Mr. Kenda, 37, Mr. Appeldoorn, 32, and Mr. Beijsens, a 26-year-old mountain-bike racer who placed second in men's sprints in 2002, are again taking part in their trade's Olympics, which features races, a forum and even an art exhibit that celebrates messenger culture.


"The joke we always make is this isn't your father's trade show," said Mr. Kenda, who is helping organize the competition.


The event, which is part race, part reunion and part party, gives couriers who work relatively solitary and often maligned jobs a chance to hang out with like-minded people.


"No matter where we're from, we're all into the same thing, and that's kind of a neat thing. It's fun to meet people that are kind of like you, but a bit different," said Spencer Morris, 27, of Seattle.


Mr. Kenda said the championships, which began in Berlin in 1993 and were held in Toronto in 1995, are the focus of many couriers' social lives and have even produced marriages.


"It's a travelling carnival for sure, and I'm glad to be a part of it."


Johanna Reeder, a 24-year-old from Stockholm, who placed second in women's sprints last year, says the competitions give her "new stories to talk about" as well as perspective.

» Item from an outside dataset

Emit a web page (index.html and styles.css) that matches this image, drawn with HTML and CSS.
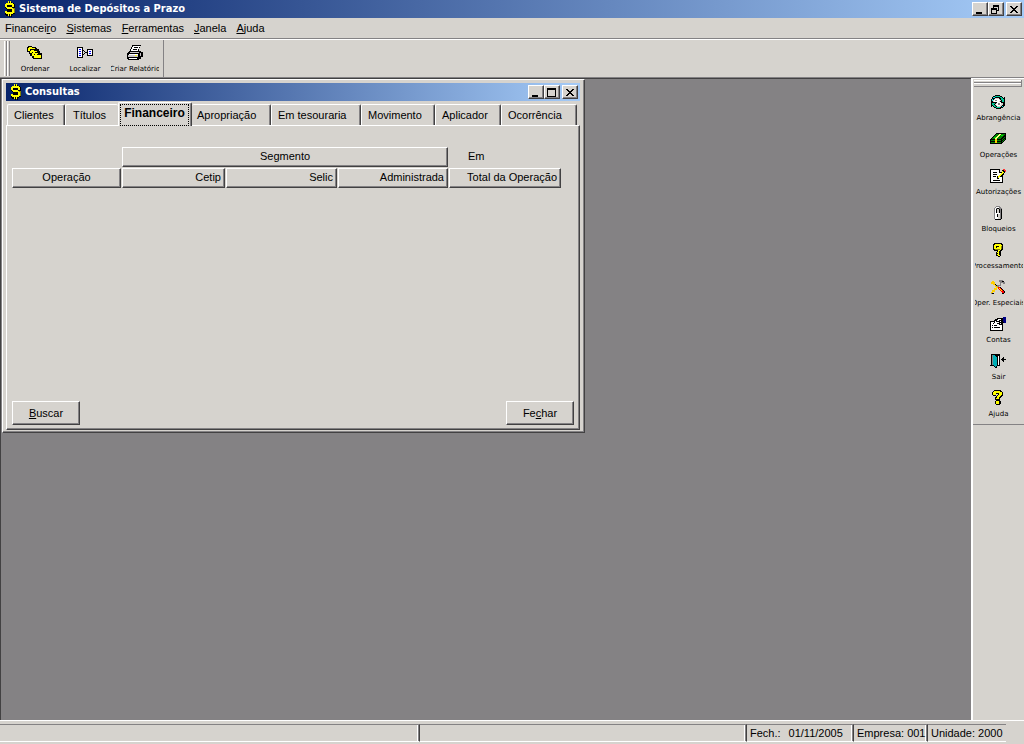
FILE: index.html
```html
<!DOCTYPE html>
<html lang="pt-BR">
<head>
<meta charset="utf-8">
<title>Sistema de Depósitos a Prazo</title>
<link rel="stylesheet" href="styles.css">
</head>
<body>
<svg class="defs" aria-hidden="true">
  <symbol id="dollar" viewBox="0 0 12 16" shape-rendering="crispEdges">
    <path fill="#000" d="M5 1h1v1h1V1h1v1h2v1h1v4H9v1h1v1h1v4H9v1H8v2H7v-2H6v2H5v-1H2v-1H1v-3h2V8H2V7H1V3h2V2h2z"/>
    <path fill="#ff0" d="M4 0h1v2h1V0h1v2h2v1h1v3H8V4H3v2h5v1h1v1h1v4H9v1H7v2H6v-2H5v2H4v-2H2v-1H1v-2h2v1h5V8H3V7H2V6H1V3h1V2h2z"/>
    <path fill="#000" d="M5 4h1v2H5zM5 8h1v3H5z"/>
    <path fill="#848200" d="M9 7h2v1H9zM10 8h1v4h-1z"/>
  </symbol>
  <symbol id="min" viewBox="0 0 10 9" shape-rendering="crispEdges"><path d="M1 7h6v2H1z"/></symbol>
  <symbol id="max" viewBox="0 0 10 9" shape-rendering="crispEdges"><path fill-rule="evenodd" d="M0 0h9v9H0zM1 2v6h7V2z"/></symbol>
  <symbol id="restore" viewBox="0 0 10 9" shape-rendering="crispEdges"><path fill-rule="evenodd" d="M2 0h6v6H6v3H0V3h2zM3 2v1h3v2h1V2zM1 5v3h4V5z"/></symbol>
  <symbol id="close" viewBox="0 0 10 9" shape-rendering="crispEdges"><path d="M1 1h2v1h1v1h2V2h1V1h2v1H8v1H7v1H6v1h1v1h1v1h1v1H7V7H6V6H4v1H3v1H1V7h1V6h1V5h1V4H3V3H2V2H1z"/></symbol>
</svg>

<div class="app">
  <header class="titlebar">
    <svg class="logo"><use href="#dollar"/></svg>
    <h1 class="title">Sistema de Depósitos a Prazo</h1>
    <div class="controls">
      <button class="control" type="button" aria-label="Minimizar"><svg><use href="#min"/></svg></button>
      <button class="control" type="button" aria-label="Restaurar"><svg><use href="#restore"/></svg></button>
      <button class="control control-close" type="button" aria-label="Fechar programa"><svg><use href="#close"/></svg></button>
    </div>
  </header>

  <nav class="menubar">
    <button class="menu" type="button">Financei<u>r</u>o</button>
    <button class="menu" type="button"><u>S</u>istemas</button>
    <button class="menu" type="button"><u>F</u>erramentas</button>
    <button class="menu" type="button"><u>J</u>anela</button>
    <button class="menu" type="button"><u>A</u>juda</button>
  </nav>

  <div class="toolbar">
    <div class="tools">
      <span class="grip"></span>
      <button class="tool" type="button">
        <svg class="icon" viewBox="0 0 16 16" shape-rendering="crispEdges">
          <path d="M1 1h4v1h4v1h1v1h2v2h1v2h2v6H6v-1H5v-2H3V9H2V7H0V2h1z"/>
          <path fill="#ff0" d="M2 2h3v1h3v1H3v2H1V3h1zM4 5h3v1h3v1H5v1H3V6h1zM6 7h2v1h3v1H7v2H5V8h1zM8 9h2v1h4v3H7v-3h1z"/>
        </svg>
        <span class="label">Ordenar</span>
      </button>
      <button class="tool" type="button">
        <svg class="icon icon-wide" viewBox="0 0 17 16" shape-rendering="crispEdges">
          <path d="M0 2h6v11H0zM6 5h1v1H6zM7 6h1v1H7zM8 7h2v1H8zM6 9h1v1H6zM7 8h1v1H7zM10 4h6v7h-6z"/>
          <path fill="#fff" d="M1 3h4v9H1zM11 5h4v5h-4z"/>
          <path fill="#00f" d="M2 4h2v1H2zM2 6h2v1H2zM2 8h2v1H2zM2 10h2v1H2zM12 6h2v1h-2zM12 8h2v1h-2z"/>
        </svg>
        <span class="label">Localizar</span>
      </button>
      <button class="tool" type="button">
        <svg class="icon" viewBox="0 0 16 16" shape-rendering="crispEdges">
          <path d="M5 0h9v1h-1v2h-1v3h2v1h2v5h-2v2h-2v1H1v-1H0V8h1V7h1V6h1V4h1V2h1z"/>
          <path fill="#fff" d="M6 1h7v1h-1v2h-1v2H4V4h1V2h1zM2 9h9v1H2zM2 13h8v1H2z"/>
          <path d="M7 2h4v1H7zM6 4h4v1H6z"/>
          <path fill="#c6c3c6" d="M3 7h9v1H3zM1 10h10v2H1zM13 8h1v3h-1z"/>
          <path fill="#ff0" d="M8 10h2v1H8z"/>
        </svg>
        <span class="label">Criar Relatório</span>
      </button>
    </div>
  </div>

  <div class="workspace">
    <main class="desktop">
      <section class="window" aria-labelledby="win-title">
        <header class="titlebar">
          <svg class="logo"><use href="#dollar"/></svg>
          <h2 class="title" id="win-title">Consultas</h2>
          <div class="controls">
            <button class="control" type="button" aria-label="Minimizar janela"><svg><use href="#min"/></svg></button>
            <button class="control" type="button" aria-label="Maximizar janela"><svg><use href="#max"/></svg></button>
            <button class="control control-close" type="button" aria-label="Fechar janela"><svg><use href="#close"/></svg></button>
          </div>
        </header>
        <div class="tabs" role="tablist">
          <button class="tab tab-clientes" role="tab" type="button">Clientes</button>
          <button class="tab tab-titulos" role="tab" type="button">Títulos</button>
          <button class="tab tab-active" role="tab" type="button" aria-selected="true" aria-controls="panel"><span class="focus">Financeiro</span></button>
          <button class="tab tab-apropriacao" role="tab" type="button">Apropriação</button>
          <button class="tab tab-tesouraria" role="tab" type="button">Em tesouraria</button>
          <button class="tab tab-movimento" role="tab" type="button">Movimento</button>
          <button class="tab tab-aplicador" role="tab" type="button">Aplicador</button>
          <button class="tab tab-ocorrencia" role="tab" type="button">Ocorrência</button>
        </div>
        <div class="panel" id="panel" role="tabpanel">
          <table class="grid">
            <colgroup><col class="col-op"><col class="col-cetip"><col class="col-selic"><col class="col-adm"><col class="col-total"></colgroup>
            <thead>
              <tr><td></td><th class="head" colspan="3" scope="colgroup">Segmento</th><th class="plain" scope="col">Em</th></tr>
              <tr>
                <th class="head" scope="col">Operação</th>
                <th class="head num" scope="col">Cetip</th>
                <th class="head num" scope="col">Selic</th>
                <th class="head num" scope="col">Administrada</th>
                <th class="head num" scope="col">Total da Operação</th>
              </tr>
            </thead>
          </table>
          <div class="actions">
            <button class="button" type="button"><u>B</u>uscar</button>
            <button class="button" type="button">Fe<u>c</u>har</button>
          </div>
        </div>
      </section>
    </main>

    <aside class="sidebar">
      <div class="sidetools">
        <span class="sidegrip"></span>
        <button class="sidetool" type="button">
          <svg class="icon" viewBox="0 0 16 16" shape-rendering="crispEdges">
            <path d="M5 1h5v1h2v1h1v1h1V3h1v6H9V8h1V7h1V6h-1V5H9V4H5v1H4v1H3v2H1V5h1V3h1V2h2zM1 8h6v1H6v1H5v1h1v1h1v1h4v-1h1v-1h1V9h2v3h-1v1h-1v1h-2v1H6v-1H4v-1H3v-1H2v1H1z"/>
            <path fill="#fff" d="M5 5h4v1h1v1H9v1h2v3h-1v1H7v-1H6v-1h1V8H4V6h1z"/>
            <path fill="#848284" d="M5 6h2v1H5zM8 9h2v2H8z"/>
            <path fill="#00c794" d="M5 2h5v1h2v1h1v1h1v3h-2V6h-1V4h-1V3H5zM2 9h3v1H4v1h1v1h1v1h4v1H6v-1H4v-1H3v-1H2z"/>
            <path fill="#00f3f7" d="M3 3h2v1H3zM2 5h1v2H2zM12 12h1v1h-1z"/>
          </svg>
          <span class="label">Abrangência</span>
        </button>
        <button class="sidetool" type="button">
          <svg class="icon" viewBox="0 0 16 16" shape-rendering="crispEdges">
            <path d="M6 2h10v7h-1v1h-1v1h-1v1h-1v1H0V8h1V7h1V6h1V5h1V4h1V3h1z"/>
            <path fill="#008200" d="M6 3h9v1h-1v1h-1v1h-1v1h-1v1H1V8h1V7h1V6h1V5h1V4h1zM1 9h10v1H1zM1 11h10v1H1zM12 8h1v1h-1zM13 7h1v1h-1zM14 6h1v1h-1zM12 10h1v1h-1zM13 9h1v1h-1zM14 8h1v1h-1z"/>
            <path fill="#00df00" d="M4 6h2v1H4zM11 4h2v1h-2z"/>
            <path fill="#ffff84" d="M9 3h2v1h-1v1H9v1H8v1H7v1H5V7h1V6h1V5h1V4h1z"/>
            <path fill="#ffcf00" d="M5 8h2v4H5z"/>
          </svg>
          <span class="label">Operações</span>
        </button>
        <button class="sidetool" type="button">
          <svg class="icon" viewBox="0 0 16 16" shape-rendering="crispEdges">
            <path d="M0 1h10v3h2V2h1V1h2v1h1v2h-1v1h-1v2h-1v8H0z"/>
            <path fill="#fff" d="M1 2h8v3h2v2H9v2h3v5H1z"/>
            <path d="M3 4h4v1H3zM3 6h4v1H3zM3 8h3v1H3zM3 12h7v1H3zM7 8h1v3H7zM8 10h1v1H8z"/>
            <path fill="#ff0" d="M12 3h1v1h1v1h-1v1h-1v1h-1v1h-1v1H9v1H8V8h1V7h1V6h1V5h1z"/>
            <path fill="#f33" d="M13 1h2v1h1v2h-1V3h-1V2h-1z"/>
          </svg>
          <span class="label">Autorizações</span>
        </button>
        <button class="sidetool" type="button">
          <svg class="icon" viewBox="0 0 16 16" shape-rendering="crispEdges">
            <path fill="#848284" d="M6 1h4v1h1v1h1v11h-1v1H5v-1H4V3h1V2h1z"/>
            <path fill="#fff" d="M6 2h3v1H6zM5 3h1v5H5zM5 8h5v6H5z"/>
            <path fill="#d6d3ce" d="M7 4h2v4H7zM8 9h2v5H8z"/>
            <path d="M6 4h1v4H6zM7 3h2v1H7zM9 4h1v4H9zM11 4h1v10h-1zM5 14h6v1H5zM7 9h1v3H7z"/>
          </svg>
          <span class="label">Bloqueios</span>
        </button>
        <button class="sidetool" type="button">
          <svg class="icon" viewBox="0 0 16 16" shape-rendering="crispEdges">
            <path d="M4 1h8v1h1v6h-1v1h-1v5h-1v1H8v-1H6v-4h1V9H4V8H3V2h1z"/>
            <path fill="#ff0" d="M5 2h6v1h1v4h-1v1h-1v6H8v-1H7v-1h1v-1H7v-1h1V8H5V7H4V3h1z"/>
            <path d="M6 4h3v1H6zM6 5h1v1H6zM9 9h1v4H9z"/>
            <path fill="#848200" d="M11 4h1v3h-1zM5 7h5v1H5z"/>
          </svg>
          <span class="label">Processamento</span>
        </button>
        <button class="sidetool" type="button">
          <svg class="icon" viewBox="0 0 16 16" shape-rendering="crispEdges">
            <path fill="#848284" d="M9 1h4v1h1v1h1v2h-2V4h-2v3H9v2H7v2H5v2H3v2H1v-2h2v-2h2V9h2V6h3V3H9z"/>
            <path fill="#ffcf00" d="M2 2h2v1h1v2h1v1h1v2H5V6H3V5H1V3h1zM6 8h2v1H7v2H5v2H3v1H1v-1h1v-2h2V9h2z"/>
            <path d="M5 5h1v1h1v1H6V6H5zM2 14h2v1H2zM12 2h2v1h-2zM10 8h1v1h1v1h1v1h1v1h1v2h-1v1h-2v-1h2v-2h-1v-1h-1v-1h-1V9h-1z"/>
            <path fill="#f00" d="M8 8h2v1h1v1h1v1h1v1h1v2h-2v-1h-1v-1h-1v-1H9v-1H8z"/>
            <path fill="#ff0" d="M9 9h1v1h1v1h1v1h-1v-1h-1v-1H9z"/>
          </svg>
          <span class="label">Oper. Especiais</span>
        </button>
        <button class="sidetool" type="button">
          <svg class="icon" viewBox="0 0 16 16" shape-rendering="crispEdges">
            <path d="M0 5h4V4h1V3h2V2h6V1h3v6h-3v8H0z"/>
            <path fill="#fff" d="M1 6h3v1h1V5h2V4h1V3h3v1H9v1h2v1H9v1h2v1H9v1h3v5H1z"/>
            <path fill="#000084" d="M13 1h3v6h-2V6h-1z"/>
            <path d="M2 9h1v1H2zM4 9h3v1H4zM2 11h1v1H2zM4 11h6v1H4zM3 7h1v1H3zM6 5h4v1H6zM7 7h3v1H7z"/>
          </svg>
          <span class="label">Contas</span>
        </button>
        <button class="sidetool" type="button">
          <svg class="icon" viewBox="0 0 16 16" shape-rendering="crispEdges">
            <path d="M1 1h9v12H7v2H5v-1H4v-1H1zM11 6h5v1h-5zM12 5h1v3h-1zM13 4h1v5h-1zM0 12h2v1H0z"/>
            <path fill="#848284" d="M2 2h1v10H2z"/>
            <path fill="#00aeb5" d="M3 2h2v1h1v1h1v9H6v1H5v-1H4v-1H3z"/>
            <path fill="#fff" d="M8 3h1v9H8z"/>
          </svg>
          <span class="label">Sair</span>
        </button>
        <button class="sidetool" type="button">
          <svg class="icon" viewBox="0 0 16 16" shape-rendering="crispEdges">
            <path d="M4 0h7v1h1v1h1v4h-1v1h-1v1h-1v2H5V7h1V6h1V5h1V4H6v2H3V5H2V2h1V1h1zM6 10h4v1h1v3h-1v1H6v-1H5v-3h1z"/>
            <path fill="#ff0" d="M4 1h6v1h2v3h-1v1h-1v1H9v2H6V8h1V6h1V5h1V3H6v2H3V2h1zM6 11h3v3H6z"/>
          </svg>
          <span class="label">Ajuda</span>
        </button>
      </div>
    </aside>
  </div>

  <footer class="statusbar">
    <span class="status status-main"></span>
    <span class="status status-mid"></span>
    <span class="status status-date"><span>Fech.:</span><span>01/11/2005</span></span>
    <span class="status status-company">Empresa: 001</span>
    <span class="status status-unit">Unidade: 2000</span>
  </footer>
</div>
</body>
</html>
```

FILE: styles.css
```css
* { box-sizing: border-box; }

:root {
  --face: #d6d3ce;
  --shadow: #848284;
  --dark: #424142;
}

body {
  margin: 0;
  font: 11px/14px "Liberation Sans", Arial, sans-serif;
  color: #000;
  background: var(--face);
}

button {
  font: inherit;
  color: inherit;
  background: none;
  border: 0;
  padding: 0;
}

u { text-underline-offset: 1px; }

.defs { position: absolute; width: 0; height: 0; }

.app {
  display: flex;
  flex-direction: column;
  min-height: 100vh;
}

/* Title bars */
.titlebar {
  display: flex;
  align-items: center;
  height: 18px;
  padding: 0 2px 0 4px;
  background: linear-gradient(to right, #08246b, #a5cbf7);
}

.logo { width: 12px; height: 16px; margin-right: 3px; }

.title {
  margin: 0;
  font: bold 11px/18px "DejaVu Sans Condensed", "DejaVu Sans", sans-serif;
  color: #fff;
}

.controls { display: flex; margin-left: auto; }

.control {
  display: flex;
  align-items: center;
  justify-content: center;
  width: 16px;
  height: 14px;
  background: var(--face);
  border: 1px solid;
  border-color: #fff var(--dark) var(--dark) #fff;
  box-shadow: inset -1px -1px var(--shadow);
}

.control svg { width: 10px; height: 9px; }
.control-close { margin-left: 2px; }

/* Menu and toolbar */
.menubar {
  display: flex;
  gap: 10px;
  height: 21px;
  padding: 0 5px;
  border-bottom: 1px solid var(--shadow);
}

.toolbar {
  height: 39px;
  border-top: 1px solid #fff;
  border-bottom: 1px solid var(--shadow);
}

.tools {
  display: flex;
  width: 164px;
  height: 100%;
  padding-left: 4px;
  border-right: 1px solid var(--shadow);
}

.grip {
  width: 6px;
  margin: 1px 0;
  border: solid;
  border-width: 0 1px;
  border-color: #fff var(--shadow) #fff #fff;
  background: linear-gradient(to right, var(--face) 0 1px, var(--shadow) 1px 2px, #fff 2px 3px, var(--face) 3px);
}

.tool, .sidetool {
  display: flex;
  flex-direction: column;
  align-items: center;
}

.tool { width: 50px; padding-top: 5px; }
.icon { width: 16px; height: 16px; }
.icon-wide { width: 17px; }

.label {
  display: flex;
  justify-content: center;
  width: 48px;
  overflow: hidden;
  white-space: nowrap;
  font: 7px/10px "DejaVu Sans", sans-serif;
}

.tool .label { margin-top: 3px; }

/* Workspace */
.workspace { display: flex; flex: 1; }

.desktop {
  position: relative;
  flex: 1;
  min-height: 360px;
  background: #848284;
  border-top: 1px solid var(--dark);
  border-left: 1px solid var(--dark);
}

.window {
  position: absolute;
  top: 0;
  left: 1px;
  display: flex;
  flex-direction: column;
  width: 583px;
  min-height: 354px;
  padding: 3px 4px 2px 3px;
  background: var(--face);
  border: 1px solid;
  border-color: #fff var(--dark) var(--dark) #fff;
  box-shadow: inset -1px -1px var(--shadow);
}

/* Tabs */
.tabs {
  display: flex;
  align-items: flex-end;
  height: 24px;
  padding-left: 1px;
}

.tab {
  height: 21px;
  padding: 0 0 1px 6px;
  text-align: left;
  white-space: nowrap;
  border: solid;
  border-width: 1px 1px 0;
  border-color: #fff var(--dark) #fff #fff;
  border-radius: 2px 2px 0 0;
  box-shadow: inset -1px 0 var(--shadow);
}

.tab-clientes { width: 58px; }
.tab-titulos { width: 53px; padding-left: 7px; border-right: 0; box-shadow: none; }
.tab-active {
  z-index: 1;
  width: 74px;
  height: 24px;
  margin-bottom: -1px;
  padding: 1px 2px 1px 1px;
  background: var(--face);
}
.focus {
  display: block;
  padding-bottom: 4px;
  border: 1px dotted #000;
  font: bold 12px/16px "Liberation Sans", sans-serif;
  text-align: center;
}
.tab-apropriacao { width: 79px; padding-left: 5px; border-left: 0; }
.tab-tesouraria { width: 90px; }
.tab-movimento { width: 74px; }
.tab-aplicador { width: 66px; }
.tab-ocorrencia { width: 76px; }

.panel {
  display: flex;
  flex: 1;
  flex-direction: column;
  padding: 21px 5px 4px;
  border: 1px solid;
  border-color: #fff var(--dark) var(--dark) #fff;
  box-shadow: inset -1px -1px var(--shadow);
}

.grid {
  width: 551px;
  table-layout: fixed;
  border-collapse: separate;
  border-spacing: 1px;
  margin: -1px;
}

.grid th, .grid td { height: 20px; padding: 0 3px 2px; font-weight: normal; }
.col-op { width: 109px; }
.col-cetip { width: 103px; }
.col-selic { width: 111px; }
.col-adm { width: 110px; }

.head {
  border: 1px solid;
  border-color: #fff var(--dark) var(--dark) #fff;
  box-shadow: inset -1px -1px var(--shadow);
}
.grid .num { text-align: right; }
.grid .plain { padding-left: 19px; text-align: left; }

.actions {
  display: flex;
  justify-content: space-between;
  margin-top: auto;
}

.button {
  width: 68px;
  height: 24px;
  border: 1px solid;
  border-color: #fff var(--dark) var(--dark) #fff;
  box-shadow: inset -1px -1px var(--shadow);
}

/* Side toolbar */
.sidebar {
  width: 53px;
  border-left: 2px solid #fff;
  border-top: 1px solid #fff;
}

.sidetools {
  display: flex;
  flex-direction: column;
  gap: 7px;
  padding-bottom: 4px;
  border-bottom: 1px solid var(--shadow);
}

.sidegrip {
  height: 7px;
  margin: 1px 2px 0 1px;
  border-right: 1px solid var(--shadow);
  background: linear-gradient(#fff 0 1px, var(--face) 1px 2px, var(--shadow) 2px 3px, #fff 3px 4px, var(--face) 4px 6px, var(--shadow) 6px);
}

.sidetool { width: 100%; height: 30px; }
.sidetool .icon { margin-right: 1px; }
.sidetool .label { margin-top: 3px; }

/* Status bar */
.statusbar {
  display: flex;
  height: 24px;
  padding: 3px 18px 2px 0;
  border-top: 1px solid #fff;
}

.status {
  display: flex;
  gap: 8px;
  padding: 1px 0 0 3px;
  border-top: 1px solid var(--shadow);
  border-bottom: 1px solid #fff;
  white-space: nowrap;
}
.status:not(:last-child) {
  border-right: 1px solid var(--dark);
  box-shadow: inset -1px 0 var(--shadow), inset -2px 0 #fff;
}
.status-main { width: 420px; }
.status-mid { flex: 1; }
.status-date { width: 107px; }
.status-company { width: 74px; }
.status-unit { width: 78px; }
```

"Sometimes you get tired of your work and you just want to quit because you think your life sucks or something like that, and you come to this place and meet different people and . . . there's some great bikers here. They have, like, no money at all, but they're extremely happy because they ride a bike, so you get happy because you know you have a nice life."


The events also give couriers a sense of life in other countries. In Europe, being a bike messenger is seen as a legitimate blue-collar job, while in some U.S. cities, couriers are ill-treated by impatient, aggressive drivers and condemned by society at large.


Indeed, Mr. Morris, who is known as Lunchbox for his husky frame, said messengers in Seattle are seen "as scum of the . . . Earth." He was sitting on a ratty couch in the event's headquarters, his big green messenger bag, complete with yellow cellphone and digital watch, still strapped to his back. His hair was dyed coral, though his trimmed beard was dark brown. His feet, were of course, shod in cycling shoes.


"I can't stop swearing, as you've noticed. We don't smell good. We don't look very good. We don't dress well. If you bring us into a room, we sort of look out of place almost everywhere we go," he said, sprawled beside Mr. Appeldoorn.


"And you don't really like anybody because they ask you stupid questions like, 'How many miles do you ride?' And 'Boy, what's the weather like outside?' when they've got a window behind them."


(For the record, Mr. Morris's average day consists of about 40 kilometres. Mr. Appeldoorn and Mr. Beijsens, who do deliveries outside their city, usually clock about 150 kilometres.)


The championships, which got under way on Thursday, consists of several events, including sprints; team championships; a cargo race, where competitors lug heavy objects; track skids, the "perennial crowd-pleaser," where participants skid as far as they can; a race on a course that resembles "an apocalyptic cityscape of the future"; bunny hops over parallel bars, and backwards circles.